I am sorry it has taken me so long to write to you, but I don’t have internet in my apartment and I always feel so awkward blogging in the school’s computer lab. Something makes me uninspired in there. But I am sitting here on my bed at my parent’s house, eating rainbow sherbet and writing you a post.
I am so glad that I got to see you last weekend. My life is seriously not the same without you in it. And I am happy that the distance between us hasn’t wracked too much havoc on our friendship.
I still cannot believe you are graduating early. I am so beyond jealous. Probably because I don’t even know when, or if, I am going to finish my undergrad. I keep going back and forth as to what I am going to do about next year. A very strong part of me wants to drop out and do the whole cosmetology route, because I love doing makeup/hair and I can get a good job after just a year of school. But there is also this little voice inside my head going, no no no just finish what you started. You don’t want to be a college drop out. I feel like I am trying to please too many people. And I really need to figure out what is going to make me happy and benefit me in the long run. I have my meeting at Aveda(the place I want to go) on Thursday, so hopefully I like the institute and I get more info to help me make this decision.
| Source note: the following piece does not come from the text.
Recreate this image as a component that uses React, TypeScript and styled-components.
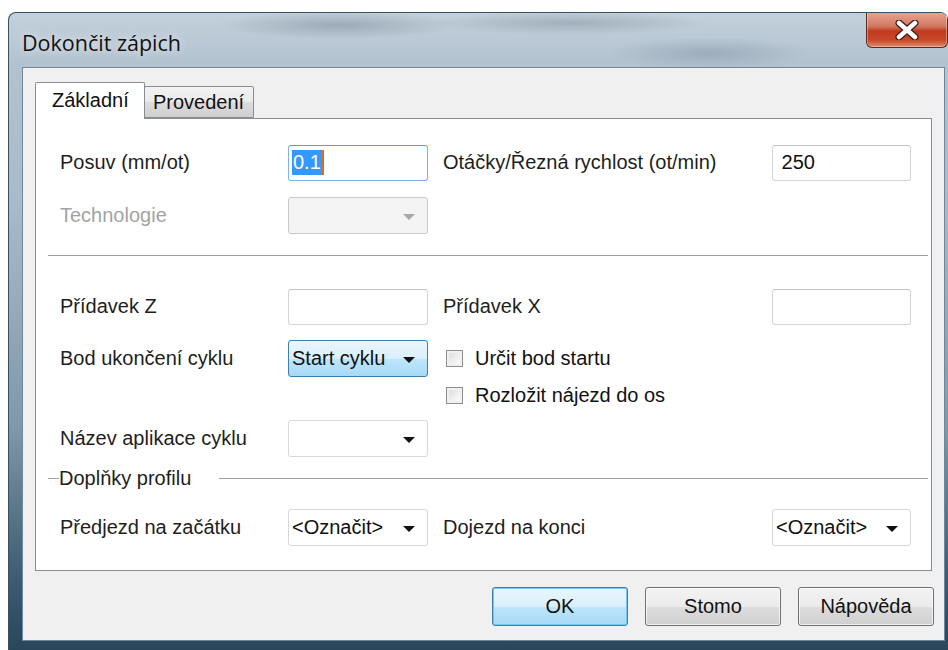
import React from 'react'
import styled, { createGlobalStyle } from 'styled-components'

const GlobalStyle = createGlobalStyle`
  html, body {
    margin: 0;
    padding: 0;
    background: #ffffff;
  }
  body {
    font-family: "Liberation Sans", Arial, sans-serif;
  }
`

const Window = styled.div`
  margin: 12px 0 0 8px;
  width: 940px;
  height: 638px;
  border-radius: 8px 8px 0 0;
  border: 1px solid #3b4f5e;
  border-right: none;
  border-bottom: none;
  box-sizing: border-box;
  background:
    radial-gradient(ellipse 120px 14px at 330px 12px, rgba(90, 105, 120, 0.35), transparent),
    radial-gradient(ellipse 140px 12px at 560px 10px, rgba(90, 105, 120, 0.3), transparent),
    radial-gradient(ellipse 100px 16px at 700px 40px, rgba(80, 100, 120, 0.25), transparent),
    linear-gradient(180deg, #c4d1dc 0%, #b2c2cf 8%, #a9bac8 30%, #7f98ab 65%, #3f5d73 88%, #29465b 100%);
  display: flex;
  flex-direction: column;
  overflow: hidden;
`

const TitleBar = styled.div`
  height: 54px;
  display: flex;
  align-items: flex-start;
  justify-content: space-between;
`

const Title = styled.div`
  font-family: "Open Sans", "Noto Sans", sans-serif;
  font-size: 21.5px;
  color: #111;
  padding: 17px 0 0 13px;
  line-height: 26px;
  text-shadow: 0 0 8px rgba(255, 255, 255, 0.9);
`

const CloseButton = styled.div`
  width: 82px;
  height: 36px;
  margin-top: -1px;
  border: 1px solid #5a2a22;
  border-top: none;
  border-radius: 0 0 6px 6px;
  box-sizing: border-box;
  background: linear-gradient(180deg, #e8a592 0%, #d27a63 40%, #c23a1c 55%, #c9482a 80%, #de8a6e 100%);
  box-shadow: inset 0 0 0 1px rgba(255, 255, 255, 0.35);
  display: flex;
  align-items: center;
  justify-content: center;
`

const Frame = styled.div`
  flex: 1;
  display: flex;
  padding: 0 4px 9px 13px;
`

const Client = styled.div`
  flex: 1;
  background: #f0f0f0;
  border: 1px solid #6f8799;
  display: flex;
  flex-direction: column;
  padding: 14px 12px 0 12px;
`

const TabStrip = styled.div`
  display: flex;
  align-items: flex-end;
  height: 36px;
  position: relative;
  z-index: 1;
`

const Tab = styled.div<{ $active?: boolean }>`
  font-size: 20px;
  line-height: 22px;
  color: #111;
  box-sizing: border-box;
  border: 1px solid #898c95;
  border-bottom: ${p => (p.$active ? 'none' : '1px solid #898c95')};
  border-radius: 2px 2px 0 0;
  height: ${p => (p.$active ? '37px' : '32px')};
  margin-bottom: ${p => (p.$active ? '-1px' : '0')};
  margin-left: ${p => (p.$active ? '0' : '-1px')};
  padding: ${p => (p.$active ? '6px 0 0 16px' : '4px 0 0 8px')};
  width: 110px;
  background: ${p => (p.$active ? '#ffffff' : 'linear-gradient(180deg, #f2f2f2 0%, #ebebeb 50%, #dddddd 51%, #cfcfcf 100%)')};
`

const Panel = styled.div`
  background: #ffffff;
  border: 1px solid #898c95;
  width: 897px;
  height: 453px;
  box-sizing: border-box;
  padding-top: 25px;
`

const Row = styled.div<{ $top?: number; $height?: number }>`
  display: grid;
  grid-template-columns: 228px 140px 344px 139px;
  align-items: center;
  height: ${p => p.$height ?? 37}px;
  margin-top: ${p => p.$top ?? 0}px;
  padding-left: 24px;
`

const Label = styled.div<{ $disabled?: boolean; $indent?: boolean }>`
  font-size: 20px;
  color: ${p => (p.$disabled ? '#a3a3a3' : '#1e1e1e')};
  padding-left: ${p => (p.$indent ? '15px' : '0')};
  white-space: nowrap;
`

const TextBox = styled.div<{ $focused?: boolean }>`
  height: 36px;
  box-sizing: border-box;
  border: 1px solid ${p => (p.$focused ? '#7eb4ea' : '#d5d5d5')};
  border-top-color: ${p => (p.$focused ? '#569de5' : '#c3c3c3')};
  border-radius: 3px;
  background: #fff;
  font-size: 20px;
  color: #111;
  display: flex;
  align-items: center;
  padding-left: 3px;
`

const Selected = styled.span`
  background: #3399ff;
  color: #fff;
  padding: 1px 1px;
  border-right: 2px solid #e46a18;
`

const Combo = styled.div<{ $variant?: 'hot' | 'disabled' }>`
  height: 37px;
  box-sizing: border-box;
  border-radius: 3px;
  border: 1px solid
    ${p => (p.$variant === 'hot' ? '#3c7fb1' : p.$variant === 'disabled' ? '#c9c9c9' : '#d8d8d8')};
  background: ${p =>
    p.$variant === 'hot'
      ? 'linear-gradient(180deg, #eaf6fd 0%, #d9f0fc 50%, #bee6fd 51%, #a7d9f5 100%)'
      : p.$variant === 'disabled'
      ? '#f4f4f4'
      : '#ffffff'};
  display: flex;
  align-items: center;
  justify-content: space-between;
  padding: 0 12px 0 3px;
  font-size: 20px;
  color: #111;
`

const Arrow = styled.span<{ $disabled?: boolean }>`
  width: 0;
  height: 0;
  border-left: 6px solid transparent;
  border-right: 6px solid transparent;
  border-top: 6px solid ${p => (p.$disabled ? '#a8a8a8' : '#111')};
  margin-top: 3px;
`

const CheckItem = styled.label`
  display: flex;
  align-items: center;
  gap: 12px;
  padding-left: 18px;
  font-size: 20px;
  color: #111;
  grid-column: 3 / span 2;
`

const CheckBox = styled.span`
  width: 17px;
  height: 17px;
  flex: none;
  box-sizing: border-box;
  border: 1px solid #8e8f8f;
  background: linear-gradient(135deg, #d9d9d9 0%, #f2f2f2 60%, #ffffff 100%);
  box-shadow: inset 0 0 0 2px #f0f0f0;
`

const Separator = styled.div<{ $top: number }>`
  height: 1px;
  background: #a0a0a0;
  margin: ${p => p.$top}px 3px 0 12px;
`

const GroupHeader = styled.div`
  display: flex;
  align-items: center;
  height: 22px;
  margin: 10px 3px 0 12px;
  font-size: 20px;
  color: #1e1e1e;
  &::before {
    content: '';
    width: 11px;
    height: 1px;
    background: #a0a0a0;
  }
  &::after {
    content: '';
    flex: 1;
    height: 1px;
    background: #a0a0a0;
    margin-left: 28px;
  }
`

const ButtonBar = styled.div`
  display: flex;
  justify-content: flex-end;
  gap: 17px;
  padding-top: 16px;
  margin-right: -2px;
`

const Button = styled.div<{ $default?: boolean }>`
  width: 136px;
  height: 39px;
  box-sizing: border-box;
  border-radius: 3px;
  border: 1px solid ${p => (p.$default ? '#3c7fb1' : '#707070')};
  background: ${p =>
    p.$default
      ? 'linear-gradient(180deg, #eaf6fd 0%, #d9f0fc 50%, #bee6fd 51%, #a7d9f5 100%)'
      : 'linear-gradient(180deg, #f2f2f2 0%, #ebebeb 50%, #dddddd 51%, #cfcfcf 100%)'};
  box-shadow: inset 0 0 0 1px ${p => (p.$default ? '#74c5f0' : 'rgba(255,255,255,0.7)')};
  display: flex;
  align-items: center;
  justify-content: center;
  font-size: 20px;
  color: #111;
`

export default function App() {
  return (
    <>
      <GlobalStyle />
      <Window>
        <TitleBar>
          <Title>Dokončit zápich</Title>
          <CloseButton>
            <svg width="26" height="20" viewBox="0 0 26 20">
              <path d="M5 3 L21 17 M21 3 L5 17" stroke="#3b1c18" strokeWidth="7" strokeLinecap="round" />
              <path d="M5 3 L21 17 M21 3 L5 17" stroke="#ffffff" strokeWidth="4.5" strokeLinecap="round" />
            </svg>
          </CloseButton>
        </TitleBar>
        <Frame>
          <Client>
            <TabStrip>
              <Tab $active>Základní</Tab>
              <Tab>Provedení</Tab>
            </TabStrip>
            <Panel>
              <Row>
                <Label>Posuv (mm/ot)</Label>
                <TextBox $focused>
                  <Selected>0.1</Selected>
                </TextBox>
                <Label $indent>Otáčky/Řezná rychlost (ot/min)</Label>
                <TextBox>&nbsp;250</TextBox>
              </Row>
              <Row $top={16}>
                <Label $disabled>Technologie</Label>
                <Combo $variant="disabled">
                  <span />
                  <Arrow $disabled />
                </Combo>
              </Row>
              <Separator $top={21} />
              <Row $top={32}>
                <Label>Přídavek Z</Label>
                <TextBox />
                <Label $indent>Přídavek X</Label>
                <TextBox />
              </Row>
              <Row $top={15}>
                <Label>Bod ukončení cyklu</Label>
                <Combo $variant="hot">
                  <span>Start cyklu</span>
                  <Arrow />
                </Combo>
                <CheckItem>
                  <CheckBox />
                  Určit bod startu
                </CheckItem>
              </Row>
              <Row $top={3} $height={30}>
                <span />
                <span />
                <CheckItem>
                  <CheckBox />
                  Rozložit nájezd do os
                </CheckItem>
              </Row>
              <Row $top={10}>
                <Label>Název aplikace cyklu</Label>
                <Combo>
                  <span />
                  <Arrow />
                </Combo>
              </Row>
              <GroupHeader>Doplňky profilu</GroupHeader>
              <Row $top={20}>
                <Label>Předjezd na začátku</Label>
                <Combo>
                  <span>&lt;Označit&gt;</span>
                  <Arrow />
                </Combo>
                <Label $indent>Dojezd na konci</Label>
                <Combo>
                  <span>&lt;Označit&gt;</span>
                  <Arrow />
                </Combo>
              </Row>
            </Panel>
            <ButtonBar>
              <Button $default>OK</Button>
              <Button>Stomo</Button>
              <Button>Nápověda</Button>
            </ButtonBar>
          </Client>
        </Frame>
      </Window>
    </>
  )
}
I started a new job. I am working at Loyola Center for Health and Fitness, or basically the gym that’s in Loyola Hospital. My friend Colleen works there too, and she basically got me the job. It’s a pretty sweet gig. Long hours, but the pay is awesome and I get a free membership at the gym. So I’m hoping to have a rockin bod by summer. Ha. Bod.
I miss you. Alot. And I love you even more. Say hi to Nate for me.
I will let you know when I am coming down next.